In three days it will be a year since the death of my life mate — my soul mate. I’ve been counting down the days with tears. I would have thought I’d have finished my weeping months ago, and for the most part I have, but here it comes again. I’ve been keeping busy, not wanting to drown in sorrow. In fact, I’ll be leaving in a few minutes to have lunch with friends. Like me, they lost their mates, and so their presence is a comfort. We’ll laugh and talk, and that will keep the tears at bay, but when I get back to the house, I’ll probably be sad again. And that’s okay. I’m finding that now, after a wave of intense grief, there is a backwash of peace.

The anniversary itself was supposed to have been a good day for me, not a celebration so much as an acknowledgement that I survived the year. And perhaps it will be a good day despite the upsurge in sorrow. My latest book, Light Bringer — the last one he helped me research and edit, the last one I read to him as I was writing it — will be published on his death day as a memorial to him (though the book itself won’t be available for another week or so). The book is his epitaph, his tombstone, the final resting place for our joint efforts. (There is one more book he influenced, but that book is only half finished, and I haven’t had the heart to work on it.)

During all this year, I haven’t been able to eat the foods we fixed together (with the exception of salads.
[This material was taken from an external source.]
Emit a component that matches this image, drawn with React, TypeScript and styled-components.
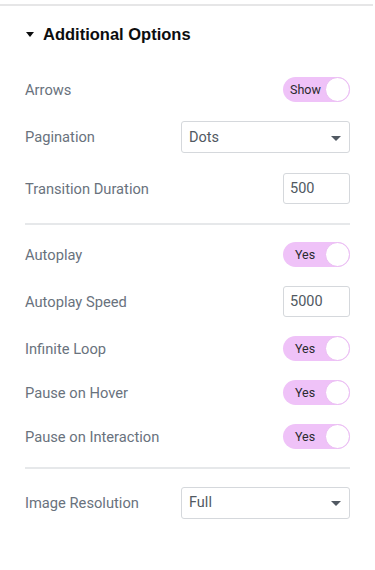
import React from 'react';
import styled, { createGlobalStyle } from 'styled-components';

const GlobalStyle = createGlobalStyle`
  html, body {
    margin: 0;
    padding: 0;
    background: #fff;
  }
  body {
    font-family: Roboto, "Liberation Sans", Arial, sans-serif;
  }
`;

const Panel = styled.div`
  width: 375px;
  min-height: 570px;
  box-sizing: border-box;
  padding-top: 4px;
`;

const TopRule = styled.div`
  width: 373px;
  height: 2px;
  background: #e6e6e7;
`;

const Section = styled.div`
  padding: 0 25px;
`;

const Heading = styled.div`
  display: flex;
  align-items: center;
  gap: 9px;
  height: 56px;
  margin-bottom: 15px;
  padding-left: 1px;
  font-family: "Liberation Sans", Arial, sans-serif;
  font-weight: 700;
  font-size: 16.5px;
  color: #0c0d0e;
`;

const Caret = styled.span`
  width: 0;
  height: 0;
  border-left: 4.5px solid transparent;
  border-right: 4.5px solid transparent;
  border-top: 5px solid #0c0d0e;
`;

const Row = styled.div<{ $h: number; $mb?: number }>`
  display: flex;
  align-items: center;
  justify-content: space-between;
  height: ${p => p.$h}px;
  margin-bottom: ${p => p.$mb ?? 0}px;
`;

const Label = styled.span`
  font-size: 14.7px;
  color: #69727d;
`;

const Toggle = styled.div`
  position: relative;
  width: 67px;
  height: 25px;
  box-sizing: border-box;
  border-radius: 13px;
  background: #efc2f8;
  display: flex;
  align-items: center;
  padding-left: 7px;
  font-size: 12.5px;
  color: #2a2a2e;
`;

const Knob = styled.span`
  position: absolute;
  right: 0;
  top: 0;
  width: 25px;
  height: 25px;
  box-sizing: border-box;
  border-radius: 50%;
  background: #fff;
  border: 1px solid #eabcf3;
`;

const YesText = styled.span`
  margin-left: 5px;
`;

const Select = styled.div`
  width: 169px;
  height: 32px;
  box-sizing: border-box;
  border: 1px solid #d5d8dc;
  border-radius: 3px;
  display: flex;
  align-items: center;
  justify-content: space-between;
  padding: 0 8px 0 7px;
  font-size: 14.5px;
  color: #515962;
`;

const SelectCaret = styled.span`
  width: 0;
  height: 0;
  border-left: 5px solid transparent;
  border-right: 5px solid transparent;
  border-top: 5px solid #515962;
  margin-top: 2px;
`;

const NumberBox = styled.div`
  width: 67px;
  height: 31px;
  box-sizing: border-box;
  border: 1px solid #d5d8dc;
  border-radius: 3px;
  display: flex;
  align-items: center;
  padding-left: 6px;
  font-size: 14.5px;
  color: #515962;
`;

const Divider = styled.div<{ $mt: number; $mb: number }>`
  height: 2px;
  background: #e6e8ea;
  margin: ${p => p.$mt}px 0 ${p => p.$mb}px;
`;

function Switch({ text }: { text: string }) {
  return (
    <Toggle>
      {text === 'Yes' ? <YesText>{text}</YesText> : text}
      <Knob />
    </Toggle>
  );
}

export default function App() {
  return (
    <>
      <GlobalStyle />
      <Panel>
        <TopRule />
        <Section>
          <Heading>
            <Caret />
            Additional Options
          </Heading>
          <Row $h={25} $mb={19}>
            <Label>Arrows</Label>
            <Switch text="Show" />
          </Row>
          <Row $h={32} $mb={20}>
            <Label>Pagination</Label>
            <Select>
              Dots
              <SelectCaret />
            </Select>
          </Row>
          <Row $h={31}>
            <Label>Transition Duration</Label>
            <NumberBox>500</NumberBox>
          </Row>
          <Divider $mt={19} $mb={17} />
          <Row $h={25} $mb={19}>
            <Label>Autoplay</Label>
            <Switch text="Yes" />
          </Row>
          <Row $h={31} $mb={19}>
            <Label>Autoplay Speed</Label>
            <NumberBox>5000</NumberBox>
          </Row>
          <Row $h={25} $mb={19}>
            <Label>Infinite Loop</Label>
            <Switch text="Yes" />
          </Row>
          <Row $h={25} $mb={19}>
            <Label>Pause on Hover</Label>
            <Switch text="Yes" />
          </Row>
          <Row $h={25}>
            <Label>Pause on Interaction</Label>
            <Switch text="Yes" />
          </Row>
          <Divider $mt={18} $mb={17} />
          <Row $h={33}>
            <Label>Image Resolution</Label>
            <Select>
              Full
              <SelectCaret />
            </Select>
          </Row>
        </Section>
      </Panel>
    </>
  );
}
Those I still can eat, though why, I don’t know since salads were a major component of our meals). So I thought a good sign of my healing would be to fix one of those meals I haven’t been able to eat. Today I am going to get the ingredients for his chili, and on the anniversary, I will cook a batch in his honor. I will probably watch a movie that he taped for us, which is what we always did on special occasions.

He would have enjoyed such a day. I wish with everything I have that he were here, but of course, if he were here, there would be no such anniversary to endure, to acknowledge, yes, even to celebrate.